Ela explica que colorir pode ajudar no desenvolvimento da concentração e da paciência. Isso ocorre pelo fato de não ser uma atividade onde a recompensa é instantânea, pois é preciso percorrer um processo de execução de funções executivas do cérebro para, então, ter a recompensa final que, no caso, é o desenho completamente pintado. “Isso faz com que a gratificação da atividade seja adiada e esta é uma habilidade que pode ser generalizada para outros momentos da vida”, pontua.
Ellen destaca ainda que a utilização das telas é uma realidade que, quando bem aproveitada, pode trazer impactos positivos para a vida de jovens e crianças, mas ressalta que os prejuízos causados pelo uso excessivo desses eletrônicos são inúmeros. Por isso a importância de buscar outras atividades.
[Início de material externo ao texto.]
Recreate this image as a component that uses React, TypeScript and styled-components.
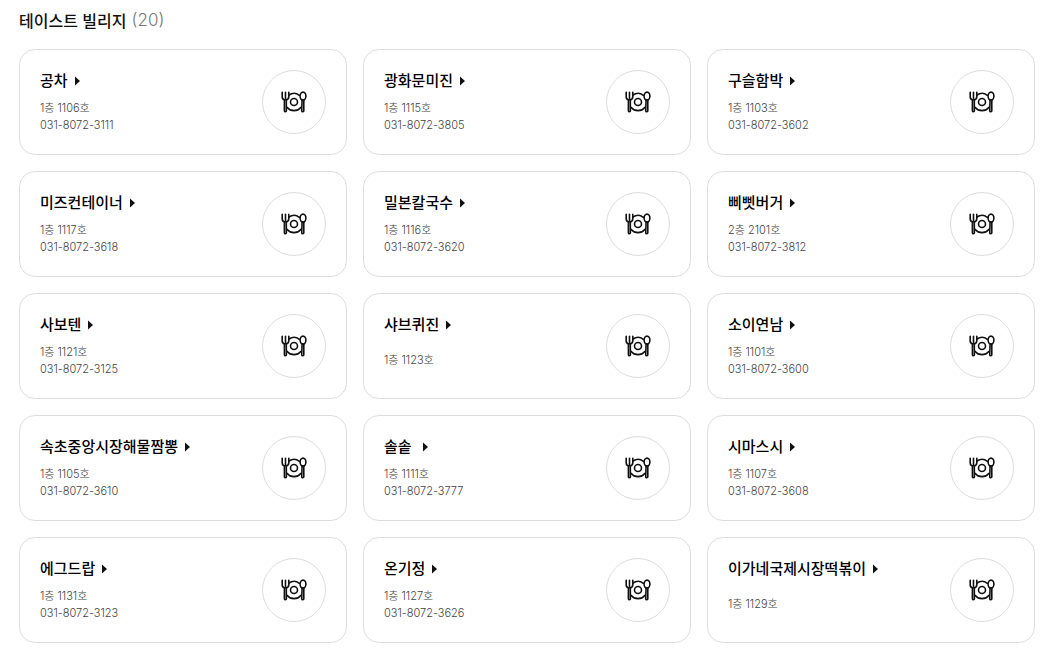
import React from "react";
import styled, { createGlobalStyle } from "styled-components";

const GlobalStyle = createGlobalStyle`
  * { box-sizing: border-box; }
  body {
    margin: 0;
    background: #fff;
    color: #000;
    font-family: Inter, "Noto Sans CJK KR", sans-serif;
  }
  h2, h3, p, ul { margin: 0; padding: 0; }
`;

const Page = styled.main`
  padding: 8px 15px 10px 19px;
`;

const Heading = styled.h2`
  display: flex;
  align-items: center;
  gap: 5px;
  height: 24px;
  margin-bottom: 17px;
  font-size: 17px;
  font-weight: 500;
  line-height: 24px;
  color: #111;
`;

const HeadingText = styled.span`
  font-family: "Noto Sans CJK KR", sans-serif;
  font-size: 16px;
`;

const Count = styled.span`
  font-weight: 300;
  color: #777;
`;

const Grid = styled.ul`
  display: grid;
  grid-template-columns: repeat(3, minmax(0, 1fr));
  gap: 16px;
  list-style: none;
`;

const Card = styled.li`
  display: flex;
  align-items: center;
  justify-content: space-between;
  padding: 20px;
  border: 1px solid #ddd;
  border-radius: 16px;
`;

const Details = styled.div`
  min-width: 0;
`;

const Name = styled.h3`
  font-size: 15px;
  font-weight: 500;
  line-height: 20px;
`;

const NameLink = styled.a`
  display: inline-flex;
  align-items: center;
  gap: 7px;
  color: inherit;
  text-decoration: none;
  white-space: pre;
`;

const Info = styled.div`
  display: flex;
  flex-direction: column;
  justify-content: center;
  min-height: 34px;
  margin-top: 9px;
  font-size: 11px;
  font-weight: 300;
  line-height: 17px;
  color: #444;
`;

const Badge = styled.div`
  display: flex;
  flex: none;
  align-items: center;
  justify-content: center;
  width: 64px;
  height: 64px;
  border: 1px solid #ddd;
  border-radius: 50%;
`;

const Arrow = () => (
  <svg width="5" height="10" viewBox="0 0 5 10" aria-hidden="true">
    <path d="M0 0.5 L5 5 L0 9.5 Z" fill="#111" />
  </svg>
);

const DiningIcon = () => (
  <svg
    width="26"
    height="22"
    viewBox="0 0 26 22"
    fill="none"
    stroke="#111"
    strokeWidth="1.6"
    strokeLinecap="round"
    strokeLinejoin="round"
    aria-hidden="true"
  >
    <path d="M8 4 A8.7 8.7 0 0 1 18.4 4.3 M6.2 16.4 A8.7 8.7 0 0 0 19.8 16.4" />
    <circle cx="13" cy="11" r="3.5" />
    <path d="M1.2 1.2 V5.7 Q1.2 8.2 3.4 9 L3.4 19.8 Q3.5 20.7 4.4 20.7 Q5.4 20.7 5.4 19.8 L5.3 9 Q7.8 8.2 7.8 5.7 V1.2 M4.5 1.2 V8.6" />
    <ellipse cx="22" cy="5.1" rx="2.9" ry="4" />
    <path d="M21.1 9 L20.7 19.8 Q20.8 20.7 21.8 20.7 Q22.8 20.7 22.8 19.8 L22.8 9" />
  </svg>
);

type Shop = { name: string; place: string; phone?: string };

const shops: Shop[] = [
  { name: "공차", place: "1층 1106호", phone: "031-8072-3111" },
  { name: "광화문미진", place: "1층 1115호", phone: "031-8072-3805" },
  { name: "구슬함박", place: "1층 1103호", phone: "031-8072-3602" },
  { name: "미즈컨테이너", place: "1층 1117호", phone: "031-8072-3618" },
  { name: "밀본칼국수", place: "1층 1116호", phone: "031-8072-3620" },
  { name: "삐삣버거", place: "2층 2101호", phone: "031-8072-3812" },
  { name: "사보텐", place: "1층 1121호", phone: "031-8072-3125" },
  { name: "샤브퀴진", place: "1층 1123호" },
  { name: "소이연남", place: "1층 1101호", phone: "031-8072-3600" },
  { name: "속초중앙시장해물짬뽕", place: "1층 1105호", phone: "031-8072-3610" },
  { name: "솔솥 ", place: "1층 1111호", phone: "031-8072-3777" },
  { name: "시마스시", place: "1층 1107호", phone: "031-8072-3608" },
  { name: "에그드랍", place: "1층 1131호", phone: "031-8072-3123" },
  { name: "온기정", place: "1층 1127호", phone: "031-8072-3626" },
  { name: "이가네국제시장떡볶이", place: "1층 1129호" },
];

export default function App() {
  return (
    <>
      <GlobalStyle />
      <Page lang="ko">
        <Heading>
          <HeadingText>테이스트 빌리지</HeadingText>
          <Count>(20)</Count>
        </Heading>
        <Grid>
          {shops.map((shop) => (
            <Card key={shop.name}>
              <Details>
                <Name>
                  <NameLink href="#">
                    <span>{shop.name}</span>
                    <Arrow />
                  </NameLink>
                </Name>
                <Info>
                  <p>{shop.place}</p>
                  {shop.phone && <p>{shop.phone}</p>}
                </Info>
              </Details>
              <Badge>
                <DiningIcon />
              </Badge>
            </Card>
          ))}
        </Grid>
      </Page>
    </>
  );
}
“Os impactos positivos do uso de telas estão no fato de que os jovens podem se conectar com mais pessoas e fortalecer laços da vida real no meio digital, podem usufruir de maior acesso à informação no geral, além das facilidades em atividades que antes demandavam mais tempo – como fazer compras, ir ao banco etc. No entanto, quando usada de forma demasiada, a tela pode servir como uma fuga das interações do mundo real, principalmente nos casos onde há ansiedade, trazer prejuízo ao desenvolvimento infantil, além de prejudicar o desenvolvimento ou fortalecimento de habilidades socioemocionais e cognitivas”, explica, ressaltando que os livros de colorir são outro tipo de ocupação, que ajudam a estimular a atividade cerebral.